Devin Patrick Kelley was a miscreant as an adult—a sick and deranged human being, who left death and suffering and heartache in his wake.
His worst act was the mass murder that he alone executed on Sunday, at a Baptist church in Sutherland Springs, Texas.
But his burst of violence was not without some major warning signs. In recent years, for example, he viciously beat his wife, choking her. He also fractured his toddler stepson’s skull. His wife divorced him, but not before she suffered substantial mental and physical harm from his unwarranted and illegal physical assaults.
In addition, according to The Washington Post, Kelley was charged with animal cruelty. In August 2014, authorities charged Kelley with a misdemeanor count of cruelty in Colorado, where he lived at the time. “Four witnesses told deputies that they saw a man matching Kelley’s description yelling at and chasing a white-and-brown husky,” according to The Post, viciously punching and throwing the dog.
“The suspect then started beating on the dog with both fists, punching it in the head and chest,” a deputy wrote in the incident report. “He could hear the suspect yelling at the dog and while he was striking it, the dog was yelping and whining. The suspect then picked up the dog by the neck into the air and threw it onto the ground and then drug him away to lot 60.”
It is not unusual for us to see this pattern of violence—where perpetrators take advantage of weaker or unarmed victims. So many of the mass murderers who trained their fire on innocent human victims and injured and killed them started off by targeting animals. The animals, unable to file a grievance or to answer the assault, are test subjects for abusers like Kelley.
As we think about a proper social and public policy response to the mass shootings—focused mainly on gun control, and mental health issues—we shouldn’t forget about strengthening the legal framework against animal cruelty, as part of preventing a recurrence of mass violence of this kind.
There is an incontrovertible relationship between animal cruelty and human violence. Some studies report that in 75 percent of cases where there is spousal or child abuse, there is also animal abuse. One day it’s a dog or cat or rabbit, another day it’s a family member or friend.
We need laws to allow law enforcement agencies to interrupt this cycle of violence in its early stages, no matter who the first victim is.
That’s why we are calling on Congress to pass a package of animal welfare reforms that will strengthen the legal framework against animal cruelty.
The House and Senate need not wait another day before they address this cruelty by passing three measures:
The Pet and Women Safety (PAWS) Act, S.322/H.R.909, will help protect domestic violence victims and their pets by expanding domestic violence protections to include pets, and by establishing a federal grant program to assist in securing safe shelter for the pets. The PAWS Act establishes a national policy on this issue and encourages states to expand their legal protections for pets in abusive households.

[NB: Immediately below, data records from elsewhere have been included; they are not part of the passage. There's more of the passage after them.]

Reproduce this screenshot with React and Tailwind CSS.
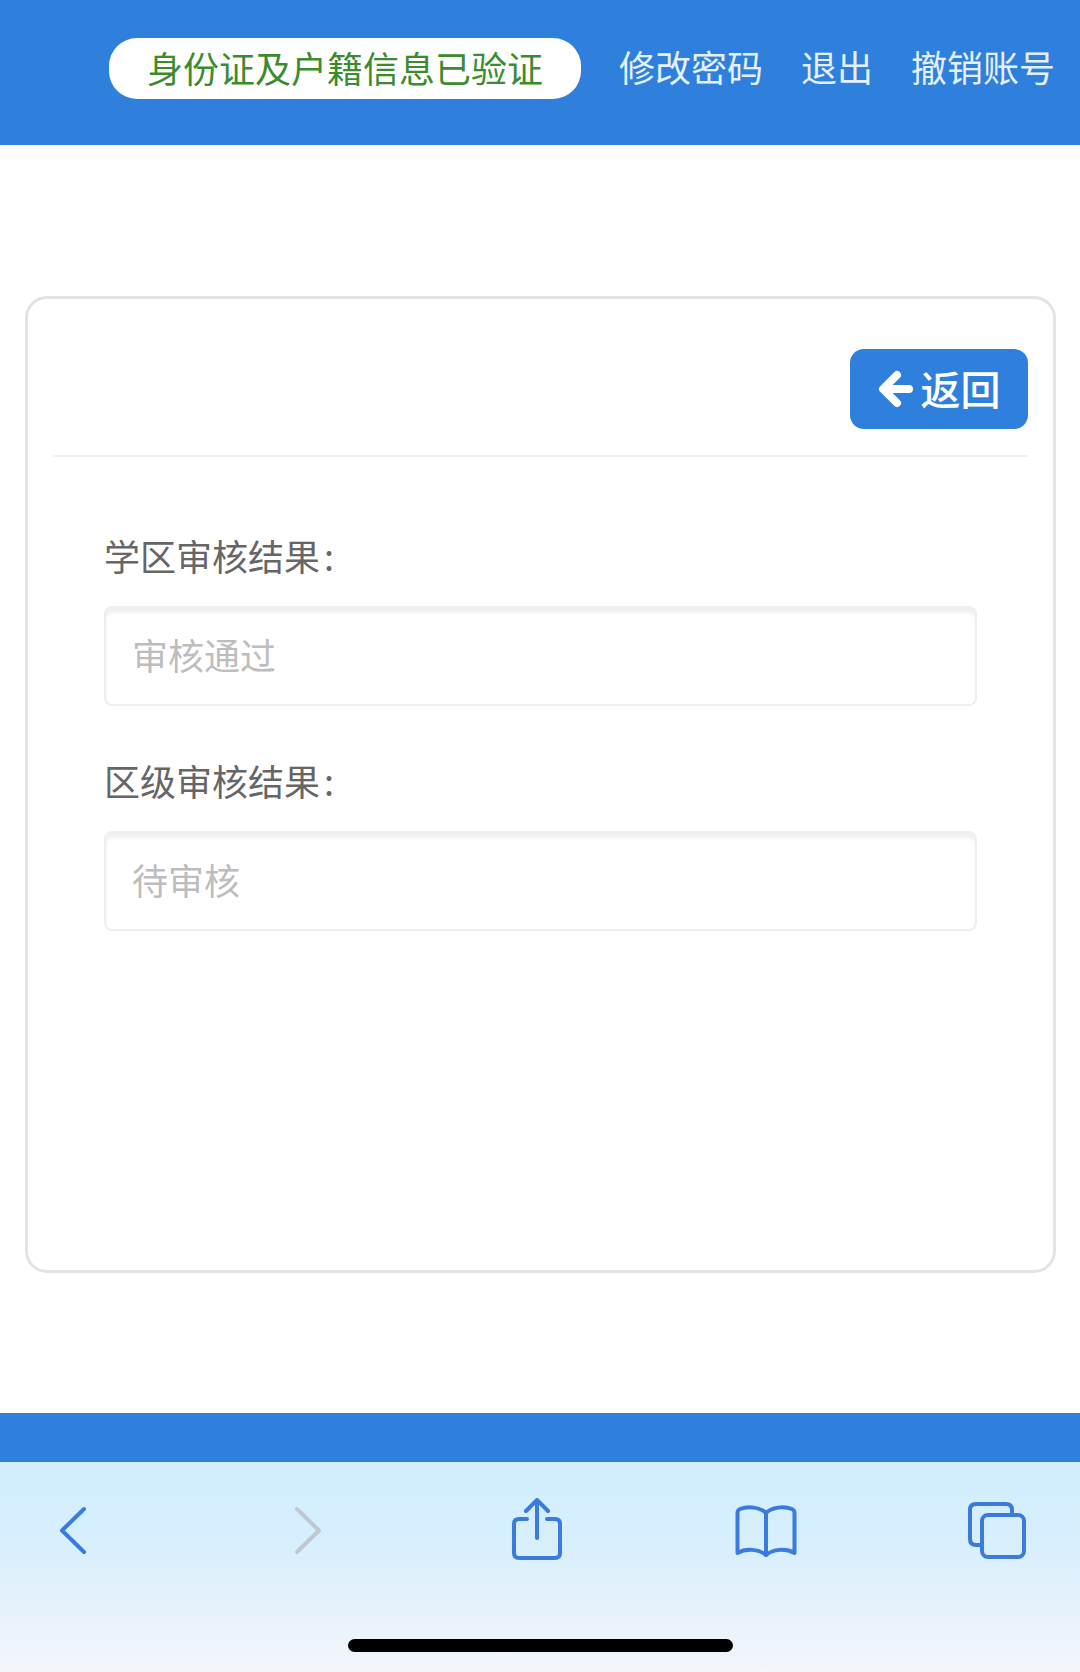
const fontStack = { fontFamily: '"Noto Sans CJK SC", "Noto Sans", sans-serif' };

function Field({ label, value }) {
  return (
    <div className="mb-[49px]">
      <div className="h-[50px] text-[36px] leading-[50px] text-[#666] mb-[26px]">
        {label}
        <span className="ml-[4px]">:</span>
      </div>
      <input
        readOnly
        placeholder={value}
        className="block w-full h-[100px] px-[26px] pb-[4px] text-[36px] rounded-[8px] bg-white border-2 border-[#eeeeee] shadow-[inset_0_5px_3px_rgba(0,0,0,0.06)] placeholder:text-[#bdbdbd] outline-none"
      />
    </div>
  );
}

function IconStroke({ w, h, viewBox, className, children }) {
  return (
    <svg
      width={w}
      height={h}
      viewBox={viewBox}
      fill="none"
      strokeWidth="4"
      strokeLinecap="round"
      strokeLinejoin="round"
      className={className}
    >
      {children}
    </svg>
  );
}

export default function App() {
  return (
    <div className="w-[1080px] h-[1672px] flex flex-col bg-white overflow-hidden" style={fontStack}>
      {/* Header */}
      <header className="h-[145px] bg-[#2f80dc] flex items-start pt-[38px] pl-[109px] text-[36px]">
        <div className="w-[472px] h-[61px] pb-[4px] rounded-[28px] bg-white flex items-center justify-center text-[#3d8b2f]">
          身份证及户籍信息已验证
        </div>
        <a className="ml-[38px] h-[61px] leading-[57px] text-[#e4f1fb]">修改密码</a>
        <a className="ml-[38px] h-[61px] leading-[57px] text-[#e4f1fb]">退出</a>
        <a className="ml-[38px] h-[61px] leading-[57px] text-[#e4f1fb]">撤销账号</a>
      </header>

      {/* Main */}
      <main className="flex-1 px-[25px] pt-[151px]">
        <div className="w-[1031px] h-[977px] border-[3px] border-[#e3e3e3] rounded-[22px] px-[25px] pt-[50px]">
          <div className="flex justify-end h-[108px] border-b-2 border-[#f0f0f0]">
            <button className="w-[178px] h-[80px] pb-[2px] rounded-[14px] bg-[#2f80dc] text-white text-[40px] font-medium flex items-center justify-center gap-[7px]">
              <svg
                width="36"
                height="38"
                viewBox="0 0 36 38"
                fill="none"
                stroke="currentColor"
                strokeWidth="8"
                strokeLinecap="round"
                strokeLinejoin="round"
                className="mt-[2px]"
              >
                <path d="M31 19 H7 M19 5 L5 19 L19 33" />
              </svg>
              返回
            </button>
          </div>
          <div className="px-[51px] pt-[73px]">
            <Field label="学区审核结果" value="审核通过" />
            <Field label="区级审核结果" value="待审核" />
          </div>
        </div>
      </main>

      {/* Bottom bar */}
      <div className="h-[49px] bg-[#2f80dc]" />

      {/* Browser toolbar */}
      <div className="h-[210px] bg-gradient-to-b from-[#d0eefd] via-[#d8effd] via-40% to-[#f3f6fb] flex flex-col">
        <div className="h-[177px] flex items-start">
          <IconStroke w={29} h={49} viewBox="0 0 29 49" className="ml-[58px] mt-[44px] stroke-[#3a7bdc]">
            <path d="M26 3 L4 24.5 L26 46" />
          </IconStroke>
          <IconStroke w={29} h={49} viewBox="0 0 29 49" className="ml-[207px] mt-[44px] stroke-[#bfc8d0]">
            <path d="M3 3 L25 24.5 L3 46" />
          </IconStroke>
          <IconStroke w={50} h={63} viewBox="0 0 50 63" className="ml-[189px] mt-[36px] stroke-[#3a7bdc]">
            <path d="M25 40 V3 M14 13 L25 2 L36 13" />
            <path d="M15 21 H7 Q2 21 2 26 V55 Q2 60 7 60 H43 Q48 60 48 55 V26 Q48 21 43 21 H35" />
          </IconStroke>
          <IconStroke w={62} h={54} viewBox="0 0 62 54" className="ml-[173px] mt-[42px] stroke-[#3a7bdc]">
            <path d="M31 9 C25 3 13 2 5 5 Q2.5 6 2.5 9 V49 C11 44 24 45 31 51 C38 45 51 44 59.5 49 V9 Q59.5 6 57 5 C49 2 37 3 31 9 Z" />
            <path d="M31 9 V51" />
          </IconStroke>
          <IconStroke w={60} h={59} viewBox="0 0 60 59" className="ml-[170px] mt-[39px] stroke-[#3a7bdc]">
            <path d="M45 13 V9 Q45 3 39 3 H9 Q3 3 3 9 V38 Q3 44 9 44 H15" />
            <rect x="15" y="14" width="42" height="42" rx="6" />
          </IconStroke>
        </div>
        <div className="mx-auto w-[385px] h-[13px] rounded-full bg-black" />
      </div>
    </div>
  );
}
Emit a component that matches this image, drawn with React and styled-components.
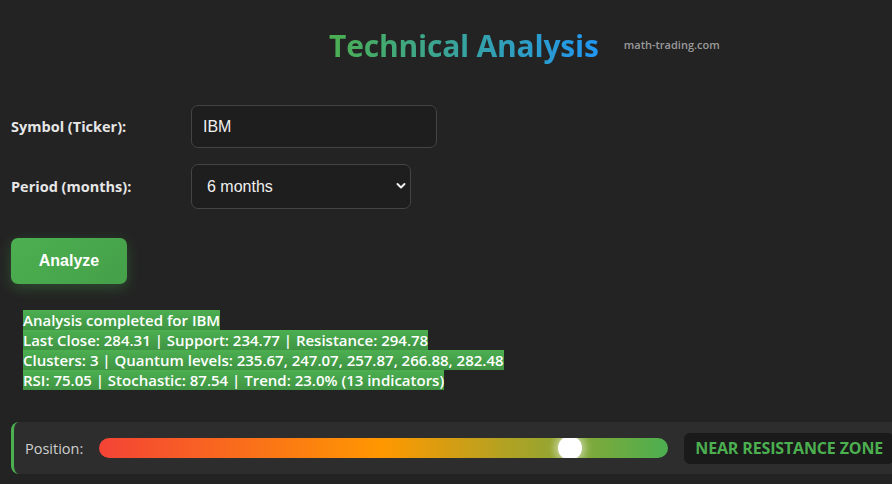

The Preventing Animal Cruelty and Torture (PACT) Act, H.R. 1494/S. 654, will make it a federal crime to commit malicious cruelty to an animal on federal property or otherwise in interstate commerce. It also targets bestiality, which is associated with child pornography and other sexual crimes. In a study of over 44,000 adult males evaluated for sexual misconduct, researchers concluded that bestiality is the number one risk factor and the strongest predictor of increased risk of sexual abuse of a child. The PACT Act will create a federal anti-cruelty statute that complements the cruelty laws in the 50 states.
The Parity in Animal Cruelty Enforcement (PACE) Act, H.R. 4202, will ensure that longstanding federal prohibitions against dogfighting and cockfighting apply everywhere in the U.S. There are ambiguities in federal law that create doubt about the enforceability of prohibitions against animal fighting in the U.S. territories. This bill amends the Animal Welfare Act (AWA) to make it explicit that federal animal fighting law applies to all U.S. jurisdictions, including the U.S. territories.
Calculated violence against animals is never acceptable. All three of these Congressional initiatives have strong bipartisan support. All three will make animals and people safer. As we search for policy solutions to horrifying violence in our communities, these bills should be on the list of action items.
P.S. While the U.S. considers a series of upgrades in its legal framework against animal cruelty, today, HSI celebrated the launch of the Animal Welfare Unit in Guatemala responsible for implementing that nation’s landmark Animal Welfare and Protection Law and associated regulations. Guatemala’s law, passed earlier this year, prohibits dogfighting, the use of animals in circuses, the use of animals for experimentation and research in the cosmetic industry, and the cutting of animals’ ears and tails for aesthetics. It also creates criminal penalties for those who cause injury, suffering, or criminal death to an animal.